13. The image processing apparatus according to claim 9, wherein the predetermined condition is that the correlation value currently calculated is lower in correlation than the correlation value previously calculated.
14. An imaging apparatus comprising:
an imaging unit; and
the image processing apparatus according to claim 9.
15. The imaging apparatus according to claim 14,
wherein the imaging unit includes an optical system and an image sensor,
wherein the optical system forms an image of a subject on the image sensor, and
wherein the image sensor includes a plurality of first photoelectric conversion units configured to generate the first image and a plurality of second photoelectric conversion units configured to generate the second image.
16. The imaging apparatus according to claim 14,
wherein the imaging unit includes:
a first image sensor;
a first optical system configured to form an image of a subject on the first image sensor;
a second image sensor; and
a second optical system configured to form a subject image on the second image sensor, and
wherein the first image sensor acquires the first image, and the second image sensor acquires the second image.

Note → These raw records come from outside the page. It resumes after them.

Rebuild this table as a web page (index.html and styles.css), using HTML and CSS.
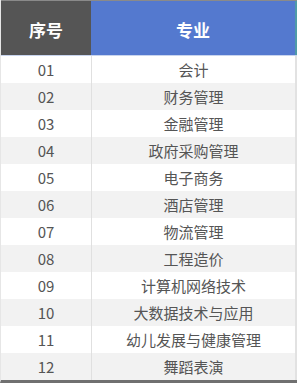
FILE: index.html
```html
<!DOCTYPE html>
<html lang="zh">
<head>
<meta charset="utf-8">
<link rel="stylesheet" href="styles.css">
</head>
<body>
<div class="table">
  <div class="head">
    <div class="h h-num">序号</div>
    <div class="h h-name">专业</div>
  </div>
  <div class="row"><div class="c num">01</div><div class="c name">会计</div></div>
  <div class="row alt"><div class="c num">02</div><div class="c name">财务管理</div></div>
  <div class="row"><div class="c num">03</div><div class="c name">金融管理</div></div>
  <div class="row alt"><div class="c num">04</div><div class="c name">政府采购管理</div></div>
  <div class="row"><div class="c num">05</div><div class="c name">电子商务</div></div>
  <div class="row alt"><div class="c num">06</div><div class="c name">酒店管理</div></div>
  <div class="row"><div class="c num">07</div><div class="c name">物流管理</div></div>
  <div class="row alt"><div class="c num">08</div><div class="c name">工程造价</div></div>
  <div class="row"><div class="c num">09</div><div class="c name">计算机网络技术</div></div>
  <div class="row alt"><div class="c num">10</div><div class="c name">大数据技术与应用</div></div>
  <div class="row"><div class="c num">11</div><div class="c name">幼儿发展与健康管理</div></div>
  <div class="row alt"><div class="c num">12</div><div class="c name">舞蹈表演</div></div>
</div>
</body>
</html>
```
FILE: styles.css
```css
html, body {
  margin: 0;
  padding: 0;
  background: #ffffff;
}
body {
  font-family: "Noto Sans CJK SC", "Noto Sans", sans-serif;
}
.table {
  width: 297px;
  border-left: 1px solid #e6e6e6;
  border-bottom: 3px solid #707070;
  box-sizing: border-box;
}
.head {
  display: grid;
  grid-template-columns: 90px 206px;
  height: 56px;
  border-top: 1px solid #8a8a8a;
  box-sizing: border-box;
  border-bottom: 1px solid #c8d4ee;
}
.h {
  display: flex;
  align-items: center;
  justify-content: center;
  color: #ffffff;
  font-weight: 700;
  font-size: 17px;
  padding-top: 2px;
}
.h-num {
  background: #555555;
}
.h-name {
  background: #5479cf;
  border-right: 2px solid #4f9aa8;
}
.row {
  display: grid;
  grid-template-columns: 90px 206px;
  height: 27px;
  background: #ffffff;
}
.row.alt {
  background: #f2f2f2;
}
.c {
  display: flex;
  align-items: center;
  justify-content: center;
  color: #555555;
  font-size: 15px;
}
.name {
  border-left: 1px solid #e0e0e0;
  border-right: 2px solid #e2e2e2;
}
```
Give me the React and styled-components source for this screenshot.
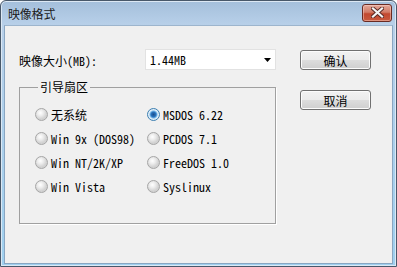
import React from "react";
import styled, { createGlobalStyle } from "styled-components";

const GlobalStyle = createGlobalStyle`
  html, body {
    margin: 0;
    padding: 0;
    background: #ffffff;
  }
  body {
    width: 397px;
    height: 267px;
    overflow: hidden;
  }
`;

const mono = `"Noto Sans Mono CJK SC", "Liberation Mono", "Noto Sans CJK SC", monospace`;
const ui = `"Noto Sans CJK SC", "Noto Sans", sans-serif`;

const Window = styled.div`
  box-sizing: border-box;
  width: 397px;
  height: 267px;
  display: flex;
  flex-direction: column;
  border: 1px solid #48586a;
  border-radius: 6px 6px 0 0;
  background: linear-gradient(#a4bfdb, #b8d0e9 24px, #9fd0ef);
  box-shadow: inset 0 0 0 1px #dce8f4;
`;

const TitleBar = styled.div`
  height: 24px;
  display: flex;
  align-items: center;
  justify-content: space-between;
  padding: 0 4px 0 7px;
`;

const Title = styled.span`
  font-family: ${ui};
  font-size: 12px;
  color: #1b1b1b;
  letter-spacing: -0.2px;
`;

const CloseButton = styled.div`
  box-sizing: border-box;
  width: 30px;
  height: 18px;
  margin-top: -1px;
  display: flex;
  align-items: center;
  justify-content: center;
  border: 1px solid #6a2b23;
  border-radius: 3px;
  background: linear-gradient(#e3a89a, #d27b66 45%, #c2482f 55%, #c85a3e);
  box-shadow: inset 0 0 0 1px rgba(255, 220, 210, 0.45);
`;

const Frame = styled.div`
  flex: 1;
  display: flex;
  padding: 0 3px 2px 3px;
`;

const Client = styled.div`
  flex: 1;
  display: flex;
  gap: 24px;
  padding: 23px 0 0 14px;
  background: #f0f0f0;
  border: 1px solid #89a6c2;
  border-top-color: #9db5cd;
`;

const LeftCol = styled.div`
  width: 257px;
  display: flex;
  flex-direction: column;
`;

const SizeRow = styled.div`
  display: grid;
  grid-template-columns: 126px 131px;
  align-items: center;
  height: 21px;
`;

const Label = styled.span`
  font-family: ${mono};
  font-size: 12px;
  color: #000;
  margin-top: 1px;
`;

const Combo = styled.div`
  box-sizing: border-box;
  height: 21px;
  display: flex;
  align-items: center;
  justify-content: space-between;
  padding: 0 4px 0 4px;
  background: #ffffff;
  border: 1px solid #e2e2e2;
  font-family: ${mono};
  font-size: 12px;
  color: #000;
`;

const Group = styled.fieldset`
  margin: 9px 0 0 0;
  padding: 7px 0 25px 15px;
  border: 1px solid #a0a0a0;
  box-shadow: 1px 1px 0 #ffffff;
  display: grid;
  grid-template-columns: 112px 1fr;
  grid-auto-rows: 24px;
`;

const Legend = styled.legend`
  margin-left: 3px;
  padding: 0 2px;
  font-family: ${ui};
  font-size: 12px;
  line-height: 16px;
  color: #000;
`;

const Option = styled.div`
  display: flex;
  align-items: center;
  gap: 3px;
  font-family: ${mono};
  font-size: 12px;
  color: #000;
`;

const Dot = styled.span`
  box-sizing: border-box;
  width: 13px;
  height: 13px;
  flex: none;
  border-radius: 50%;
  border: 1px solid ${(p) => (p.$checked ? "#3c7fb1" : "#a6a6a6")};
  background: ${(p) =>
    p.$checked
      ? "radial-gradient(circle, #1c4f8c 0, #2a74c0 2.5px, #7fbbe8 3.6px, #e6f2fb 4.6px, #d8e6f2 6px)"
      : "radial-gradient(circle at 40% 35%, #ffffff 0, #ececec 3px, #d2d2d2 6px)"};
`;

const RightCol = styled.div`
  display: flex;
  flex-direction: column;
  gap: 20px;
  padding-top: 1px;
`;

const Button = styled.div`
  box-sizing: border-box;
  width: 71px;
  height: 20px;
  display: flex;
  align-items: center;
  justify-content: center;
  border: 1px solid #707070;
  border-radius: 3px;
  background: linear-gradient(#f2f2f2, #ebebeb 50%, #dddddd 50%, #cfcfcf);
  box-shadow: inset 0 0 0 1px #fcfcfc;
  font-family: ${mono};
  font-size: 12px;
  color: #000;
`;

const leftOptions = ["无系统", "Win 9x (DOS98)", "Win NT/2K/XP", "Win Vista"];
const rightOptions = ["MSDOS 6.22", "PCDOS 7.1", "FreeDOS 1.0", "Syslinux"];

const App = () => {
  return (
    <>
      <GlobalStyle />
      <Window>
        <TitleBar>
          <Title>映像格式</Title>
          <CloseButton>
            <svg width="13" height="11" viewBox="0 0 13 11">
              <path
                d="M2 1.5 L11 9.5 M11 1.5 L2 9.5"
                stroke="#5a2a24"
                strokeWidth="4"
                strokeLinecap="square"
              />
              <path
                d="M2 1.5 L11 9.5 M11 1.5 L2 9.5"
                stroke="#f4f4f4"
                strokeWidth="2.2"
                strokeLinecap="square"
              />
            </svg>
          </CloseButton>
        </TitleBar>
        <Frame>
          <Client>
            <LeftCol>
              <SizeRow>
                <Label>映像大小(MB):</Label>
                <Combo>
                  <span>1.44MB</span>
                  <svg width="7" height="4" viewBox="0 0 7 4">
                    <path d="M0 0 H7 L3.5 4 Z" fill="#000" />
                  </svg>
                </Combo>
              </SizeRow>
              <Group>
                <Legend>引导扇区</Legend>
                {leftOptions.map((l, i) => (
                  <React.Fragment key={l}>
                    <Option>
                      <Dot />
                      {l}
                    </Option>
                    <Option>
                      <Dot $checked={i === 0} />
                      {rightOptions[i]}
                    </Option>
                  </React.Fragment>
                ))}
              </Group>
            </LeftCol>
            <RightCol>
              <Button>确认</Button>
              <Button>取消</Button>
            </RightCol>
          </Client>
        </Frame>
      </Window>
    </>
  );
};

export default App;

17. An image processing method with which a central processing unit (CPU) calculates a disparity value from a first image and a second image, the image processing method comprising:
setting a specific region in the first image as a standard image and a specific region in the second image as a reference image;
generating a shifted standard image by shifting the standard image based on a first shift amount and generating a shifted reference image by shifting the reference image based on a second shift amount;
calculating a correlation value between the shifted standard image and the shifted reference image; and
calculating the disparity value based on the first shift amount and the second shift amount,
wherein, in the shifted image generating, one of the first shift amount and the second shift amount is set in fractional pixel units.
18. A computer-readable storage medium storing a program for causing a computer to perform the image processing method according to claim 17.